Genees mij, Heere! zo zal ik genezen worden; behoud mij, zo zal ik behouden worden, want Gij zijt mijn lof. Jeremia 17:14
Er is een ziekte waaraan we helaas lijden, en dat is de ziekte van een verstokt hart: een hart dat niet wil smelten, een hart dat over alle lijden van de Heere Jezus Christus kan lezen en toch geen wroeging, geen traan, geen vroom verdriet voelt en van binnen niet zacht wordt. O, die ziekte van een verstokt hart! Gods kinderen willen merken dat hun hart zacht wordt gemaakt, dat hun ziel wordt besprenkeld, dat hun geest versmelt, wordt verslagen en opgelost in tranen van berouw. Maar vanwege deze vreselijke ziekte van een verstokt hart kunnen ze deze aangename gevoelens niet opwekken in hun ziel. Ze roepen daarom uit: ‘Heere, haal dit verstokte hart weg; Heere, maak mijn ziel zacht. Als ik kom luisteren naar Uw Woord, als ik over Uw lijden lees, doet U toch mijn hart smelten, neemt U toch dit hart van steen weg, geeft U mij toch een hart van vlees.’ Dit zeggen in wezen de woorden van de tekst: ‘Genees mij, Heere! zo zal ik genezen worden.’

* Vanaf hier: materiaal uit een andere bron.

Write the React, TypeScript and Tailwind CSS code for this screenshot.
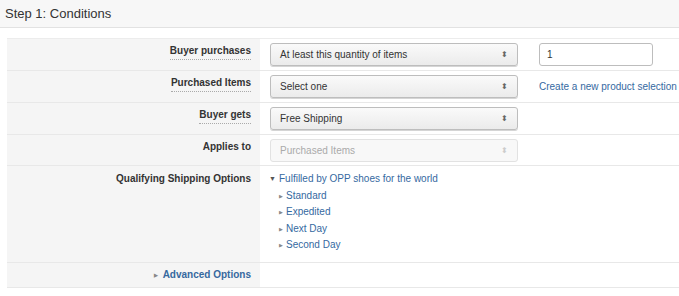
import React from "react"

const font = { fontFamily: '"Liberation Sans", Arial, sans-serif' }

function Select({ value, disabled }: { value: string; disabled?: boolean }) {
  return (
    <div
      className={
        disabled
          ? "w-[248px] h-[23px] flex items-center justify-between px-[9px] rounded-[3px] border border-[#e2e2e2] bg-[#f8f8f8] text-[#aaa]"
          : "w-[248px] h-[23px] flex items-center justify-between px-[9px] rounded-[3px] border border-[#bdbdbd] bg-gradient-to-b from-[#fafafa] to-[#ebebeb] text-[#333] shadow-[0_1px_0_#d5d5d5]"
      }
    >
      <span className="text-[10px]">{value}</span>
      <span className={disabled ? "text-[8px] text-[#ccc]" : "text-[8px] text-[#666]"}>⬍</span>
    </div>
  )
}

function Row({ label, dotted, h, top, children, labelClass }: {
  label: React.ReactNode
  dotted?: boolean
  h: string
  top?: boolean
  children?: React.ReactNode
  labelClass?: string
}) {
  return (
    <div className={`flex border-b border-[#e8e8e8] ${h}`}>
      <div className={`w-[253px] shrink-0 bg-[#f5f5f5] flex justify-end pr-[9px] ${top ? "pt-[6px]" : "items-start pt-[5px]"}`}>
        <span
          className={
            labelClass ??
            (dotted
              ? "text-[10px] font-bold text-[#333] border-b border-dotted border-[#aaa] leading-[14px] h-[16px]"
              : "text-[10px] font-bold text-[#333] leading-[14px]")
          }
        >
          {label}
        </span>
      </div>
      <div className="flex-1 flex items-start pl-[10px]">{children}</div>
    </div>
  )
}

export default function App() {
  return (
    <div className="w-[679px] h-[296px] bg-white overflow-hidden" style={font}>
      <div className="h-[28px] bg-[#f7f7f7] border-b border-[#e2e2e2] flex items-center pl-[5px]">
        <span className="text-[13px] text-[#333]">Step 1: Conditions</span>
      </div>
      <div className="ml-[7px] mt-[10px] border-t border-[#ececec]">
        <Row label="Buyer purchases" dotted h="h-[32px]">
          <div className="pt-[4px] flex items-center">
            <Select value="At least this quantity of items" />
            <div className="ml-[21px] w-[114px] h-[23px] border border-[#bdbdbd] rounded-[3px] bg-white flex items-center px-[7px] text-[10px] text-[#333]">1</div>
          </div>
        </Row>
        <Row label="Purchased Items" dotted h="h-[32px]">
          <div className="pt-[4px] flex items-center">
            <Select value="Select one" />
            <span className="ml-[21px] text-[10px] text-[#35699f] whitespace-nowrap">Create a new product selection</span>
          </div>
        </Row>
        <Row label="Buyer gets" dotted h="h-[32px]">
          <div className="pt-[4px]">
            <Select value="Free Shipping" />
          </div>
        </Row>
        <Row label="Applies to" h="h-[31px]">
          <div className="pt-[4px]">
            <Select value="Purchased Items" disabled />
          </div>
        </Row>
        <Row label="Qualifying Shipping Options" h="h-[97px]" top>
          <div className="pt-[5px] text-[10px] text-[#35699f] leading-[16.5px]">
            <div className="flex items-center">
              <span className="text-[7px] text-[#555] w-[10px] -ml-[1px]">▼</span>
              <span>Fulfilled by OPP shoes for the world</span>
            </div>
            {["Standard", "Expedited", "Next Day", "Second Day"].map((t) => (
              <div key={t} className="flex items-center pl-[9px]">
                <span className="text-[5px] text-[#888] w-[7px]">▶</span>
                <span>{t}</span>
              </div>
            ))}
          </div>
        </Row>
        <Row
          label={
            <span className="flex items-center">
              <span className="text-[5px] text-[#888] mr-[5px]">▶</span>
              Advanced Options
            </span>
          }
          labelClass="text-[10px] font-bold text-[#35699f] leading-[14px]"
          h="h-[25px]"
        />
      </div>
    </div>
  )
}
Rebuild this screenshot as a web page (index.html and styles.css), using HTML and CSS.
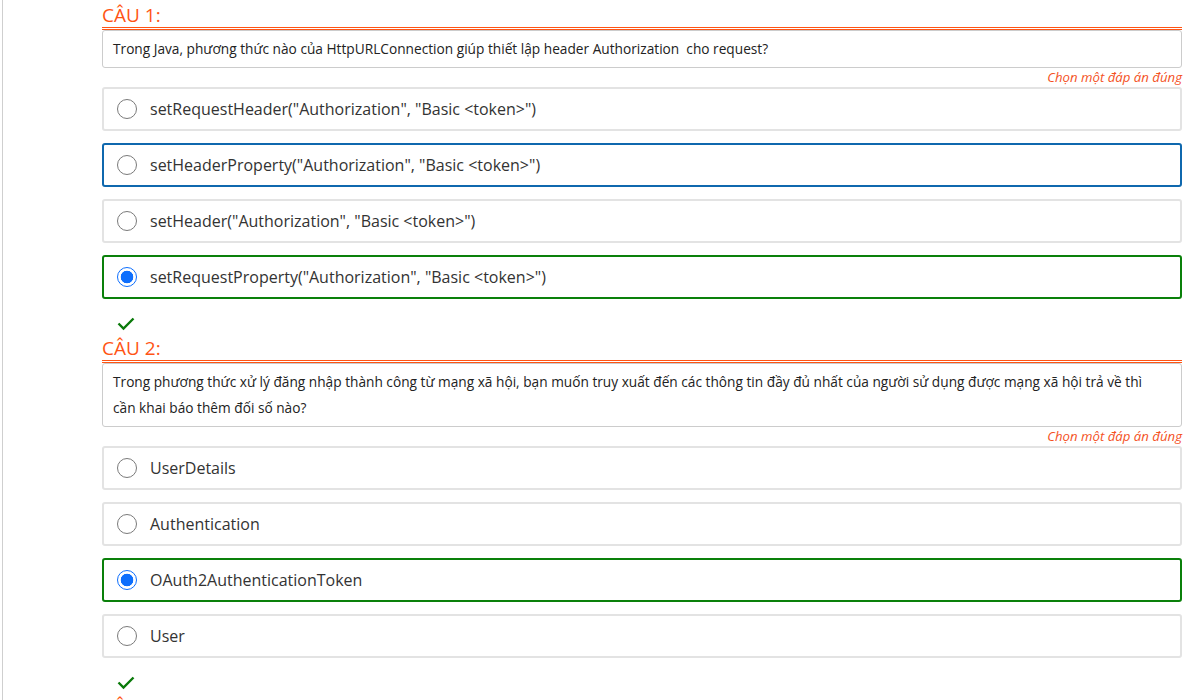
FILE: index.html
```html
<!DOCTYPE html>
<html lang="vi">
<head>
<meta charset="utf-8">
<title>Bài thi</title>
<link rel="stylesheet" href="styles.css">
</head>
<body>
<div class="page">
  <div class="content">
    <section class="question">
      <h4 class="q-title">CÂU 1:</h4>
      <div class="q-text">Trong Java, phương thức nào của HttpURLConnection giúp thiết lập header Authorization&nbsp; cho request?</div>
      <div class="q-hint">Chọn một đáp án đúng</div>
      <div class="option"><span class="radio"></span><span class="opt-text">setRequestHeader("Authorization", "Basic &lt;token&gt;")</span></div>
      <div class="option option-focus"><span class="radio"></span><span class="opt-text">setHeaderProperty("Authorization", "Basic &lt;token&gt;")</span></div>
      <div class="option"><span class="radio"></span><span class="opt-text">setHeader("Authorization", "Basic &lt;token&gt;")</span></div>
      <div class="option option-correct"><span class="radio radio-checked"></span><span class="opt-text">setRequestProperty("Authorization", "Basic &lt;token&gt;")</span></div>
      <div class="result">
        <svg class="check" width="18" height="14" viewBox="0 0 18 14"><polyline points="1.5,6.5 6.5,11.5 16.5,1.5" fill="none" stroke="#0a7a0a" stroke-width="2.4"/></svg>
      </div>
    </section>
    <section class="question">
      <h4 class="q-title">CÂU 2:</h4>
      <div class="q-text">Trong phương thức xử lý đăng nhập thành công từ mạng xã hội, bạn muốn truy xuất đến các thông tin đầy đủ nhất của người sử dụng được mạng xã hội trả về thì cần khai báo thêm đối số nào?</div>
      <div class="q-hint">Chọn một đáp án đúng</div>
      <div class="option"><span class="radio"></span><span class="opt-text">UserDetails</span></div>
      <div class="option"><span class="radio"></span><span class="opt-text">Authentication</span></div>
      <div class="option option-correct"><span class="radio radio-checked"></span><span class="opt-text">OAuth2AuthenticationToken</span></div>
      <div class="option"><span class="radio"></span><span class="opt-text">User</span></div>
      <div class="result">
        <svg class="check" width="18" height="14" viewBox="0 0 18 14"><polyline points="1.5,6.5 6.5,11.5 16.5,1.5" fill="none" stroke="#0a7a0a" stroke-width="2.4"/></svg>
      </div>
    </section>
    <section class="question">
      <h4 class="q-title">CÂU 3:</h4>
    </section>
  </div>
</div>
</body>
</html>
```

FILE: styles.css
```css
html, body {
  margin: 0;
  padding: 0;
  background: #ffffff;
  height: 100%;
  overflow: hidden;
}

body {
  font-family: "Open Sans", "Noto Sans", sans-serif;
  color: #333333;
}

.page {
  margin-left: 2px;
  border-left: 1px solid #cfcfcf;
  min-height: 100%;
  padding-left: 99px;
  padding-top: 4px;
}

.content {
  width: 1080px;
}

.q-title {
  margin: 0;
  font-size: 19px;
  font-weight: 400;
  line-height: 23px;
  color: #ff5414;
  border-bottom: 3px double #ff5414;
}

.q-text {
  border: 1px solid #cccccc;
  border-radius: 3px;
  padding: 5px 28px 5px 10px;
  font-size: 13.7px;
  line-height: 26px;
  color: #222222;
}

.q-hint {
  text-align: right;
  font-size: 13.2px;
  font-style: italic;
  line-height: 19px;
  color: #f4511e;
}

.option {
  display: flex;
  align-items: center;
  gap: 13px;
  height: 40px;
  padding: 0 13px;
  border: 2px solid #e3e3e3;
  border-radius: 3px;
  margin-bottom: 12px;
}

.option-focus {
  border-color: #0f68ae;
}

.option-correct {
  border-color: #0a800a;
}

.radio {
  box-sizing: border-box;
  width: 20px;
  height: 20px;
  border: 1px solid #7a7a7a;
  border-radius: 50%;
  flex: none;
  background: #ffffff;
}

.radio-checked {
  border: 1.5px solid #0d6efd;
  background: radial-gradient(circle, #0d6efd 0 6px, #ffffff 6.6px);
}

.opt-text {
  font-size: 16px;
  color: #333333;
}

.result {
  height: 26px;
  display: flex;
  align-items: center;
  padding-left: 15px;
}

.check {
  display: block;
}
```
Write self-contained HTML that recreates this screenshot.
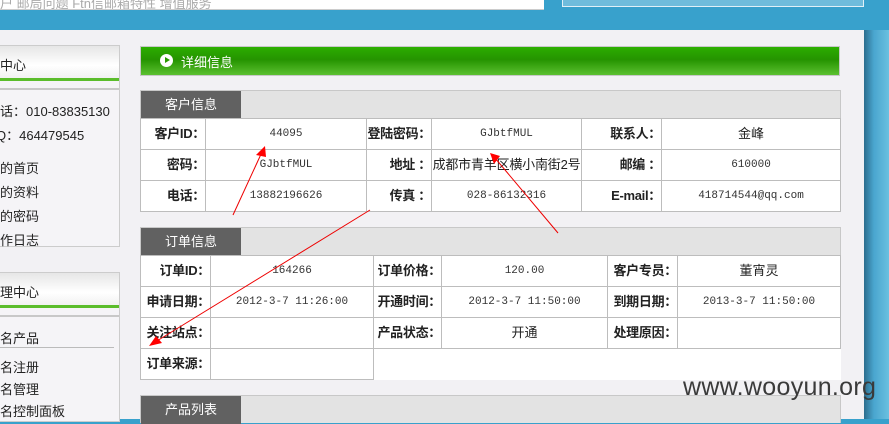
<!DOCTYPE html>
<html><head><meta charset="utf-8"><style>
*{margin:0;padding:0;box-sizing:border-box}
body{width:889px;height:419px;overflow:hidden;position:relative;background:#38a1cc;font-family:"Liberation Sans","Noto Sans CJK SC",sans-serif;font-size:13px;color:#222}
.a{position:absolute;white-space:nowrap}
.mono{font-family:"Liberation Mono","Noto Sans CJK SC",monospace;font-size:11px;color:#333}
table{position:absolute;border-collapse:collapse;background:#fff;table-layout:fixed}
td{border:1px solid #bdbdbd;height:31px;max-height:31px;padding:0;text-align:center;vertical-align:middle;white-space:nowrap;overflow:hidden;line-height:14px}
td.l{text-align:right;font-weight:bold;padding-right:0;font-size:13px;letter-spacing:-0.3px}
.hd{position:absolute;height:28px;background:#e3e3e3;border:1px solid #c8c8c8;border-bottom:none}
.hd span{display:block;width:100px;height:28px;background:#616161;color:#fff;line-height:28px;text-align:center;font-size:13px}
</style></head><body>
<div class="a" style="left:0;top:0;width:544px;height:10px;background:#fff;border-bottom:1px solid #ccc;overflow:hidden"><div style="position:relative;top:-7px;color:#aaa;font-size:13px;white-space:nowrap">户 邮局问题 Ftn信邮箱特性 增值服务</div></div>
<div class="a" style="left:562px;top:0;width:302px;height:7px;background:#6fbcdc;border:1px solid #e0f0f8;border-top:none"></div>
<div class="a" style="left:0;top:30px;width:864px;height:389px;background:#f2f1f4"></div>
<div class="a" style="left:864px;top:30px;width:25px;height:389px;background:linear-gradient(90deg,#2c6e8e,#4aa6cf 40%,#6ac0e0)"></div>

<div class="a" style="left:0;top:45px;width:120px;height:202px;background:#f5f4f7;border:1px solid #ccc;border-left:none"></div>
<div class="a" style="left:0;top:46px;width:119px;height:35px;background:linear-gradient(#e6e6e6,#fff 60%,#f2f2f2);border-bottom:3px solid #5bbd2b"></div>
<div class="a" style="left:0;top:88px;width:119px;height:2px;background:#c8c8c8"></div>
<div class="a" style="left:-13px;top:55px">管中心</div>
<div class="a" style="left:-13px;top:101px">电话：010-83835130</div>
<div class="a" style="left:-4px;top:125px">Q：464479545</div>
<div class="a" style="left:-13px;top:158px">我的首页</div>
<div class="a" style="left:-13px;top:182px">我的资料</div>
<div class="a" style="left:-13px;top:206px">我的密码</div>
<div class="a" style="left:-13px;top:230px">操作日志</div>

<div class="a" style="left:0;top:272px;width:120px;height:150px;background:#f5f4f7;border:1px solid #ccc;border-left:none"></div>
<div class="a" style="left:0;top:273px;width:119px;height:35px;background:linear-gradient(#e6e6e6,#fff 60%,#f2f2f2);border-bottom:3px solid #5bbd2b"></div>
<div class="a" style="left:0;top:315px;width:119px;height:2px;background:#c8c8c8"></div>
<div class="a" style="left:-13px;top:282px">管理中心</div>
<div class="a" style="left:-13px;top:328px">域名产品</div>
<div class="a" style="left:0;top:347px;width:114px;height:1px;background:#bbb"></div>
<div class="a" style="left:-13px;top:357px">域名注册</div>
<div class="a" style="left:-13px;top:379px">域名管理</div>
<div class="a" style="left:-13px;top:401px">域名控制面板</div>

<div class="a" style="left:140px;top:46px;width:700px;height:30px;border:1px solid #c8c8c8;background:linear-gradient(#2db000 0,#2aa600 12%,#259400 45%,#5cc030 100%)"></div>
<div class="a" style="left:160px;top:54px;width:13px;height:13px;border-radius:50%;background:#fff"></div>
<div class="a" style="left:165px;top:57px;width:0;height:0;border-left:5px solid #2a9a00;border-top:3.5px solid transparent;border-bottom:3.5px solid transparent"></div>
<div class="a" style="left:181px;top:52px;color:#fff">详细信息</div>

<div class="hd" style="left:140px;top:90px;width:701px"><span>客户信息</span></div>
<table style="left:140px;top:118px;width:701px">
<colgroup><col style="width:65px"><col style="width:161px"><col style="width:65px"><col style="width:150px"><col style="width:80px"><col></colgroup>
<tr><td class="l">客户ID：</td><td class="mono">44095</td><td class="l">登陆密码：</td><td class="mono">GJbtfMUL</td><td class="l">联系人：</td><td>金峰</td></tr>
<tr><td class="l">密码：</td><td class="mono">GJbtfMUL</td><td class="l">地址 ：</td><td style="font-size:13px;letter-spacing:-0.2px">成都市青羊区横小南街2号</td><td class="l">邮编 ：</td><td class="mono">610000</td></tr>
<tr><td class="l">电话：</td><td class="mono">13882196626</td><td class="l">传真 ：</td><td class="mono">028-86132316</td><td class="l">E-mail：</td><td class="mono">418714544@qq.com</td></tr>
</table>

<div class="hd" style="left:140px;top:227px;width:701px"><span>订单信息</span></div>
<div class="a" style="left:140px;top:255px;width:701px;height:125px;background:#fff"></div>
<table style="left:140px;top:255px;width:701px">
<colgroup><col style="width:70px"><col style="width:163px"><col style="width:68px"><col style="width:166px"><col style="width:70px"><col></colgroup>
<tr><td class="l">订单ID：</td><td class="mono">164266</td><td class="l">订单价格：</td><td class="mono">120.00</td><td class="l">客户专员：</td><td>董宵灵</td></tr>
<tr><td class="l">申请日期：</td><td class="mono">2012-3-7 11:26:00</td><td class="l">开通时间：</td><td class="mono">2012-3-7 11:50:00</td><td class="l">到期日期：</td><td class="mono">2013-3-7 11:50:00</td></tr>
<tr><td class="l">关注站点：</td><td></td><td class="l">产品状态：</td><td>开通</td><td class="l">处理原因：</td><td></td></tr>
<tr><td class="l">订单来源：</td><td></td><td style="border:none;border-left:1px solid #bdbdbd"></td><td style="border:none"></td><td style="border:none"></td><td style="border:none"></td></tr>
</table>

<div class="hd" style="left:140px;top:395px;width:701px"><span>产品列表</span></div>

<div class="a" style="left:683px;top:373px;font-size:25px;color:#3a3a3a;letter-spacing:0.3px">www.wooyun.org</div>

<svg class="a" style="left:0;top:0" width="889" height="419">
<g stroke="#e00" stroke-width="1" fill="none">
<line x1="233" y1="215" x2="262" y2="152"/>
<line x1="370" y1="210" x2="152" y2="344"/>
<line x1="558" y1="233" x2="495" y2="158"/>
</g>
<g fill="#f00">
<polygon points="265,146 256,155 266,157"/>
<polygon points="149,346 156,336 162,343"/>
<polygon points="490,153 500,156 494,164"/>
</g>
</svg>
</body></html>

We lijden ook aan een andere vreselijke ziekte, namelijk die van ongeloof. We zijn zo aangetast door die vreselijke kwaal van ongeloof dat we niet het minste geloof in onze ziel kunnen opwekken; we kunnen geen belofte geloven, hoe heerlijk of gepast ook; we kunnen ons deel aan Christus niet geloven dan voor zover onze ogen het kunnen zien; we kunnen niet geloven dat ‘ alle dingen mede ten goede werken ’ voor ons; we kunnen niet in de Heere Jezus Christus geloven, noch vertrouwen in Zijn bloed en liefde. Als we dit nu voelen en de Heere vragen dit weg te nemen en onze ziel met geloof te zegenen, dan is dit eigenlijk hetzelfde als wat het gebed zegt: ‘Genees mij, Heere! zo zal ik genezen worden.’ En als het de Heere belieft ons vertrouwen te geven om Zijn Woord te geloven, tot Hem te komen, op Hem te steunen, Zijn barmhartigheid te vertrouwen, en te rusten in Zijn liefde – dan is dat de vervulling van het gebed; de Heere verhoort het om de ziekte van ongeloof te genezen.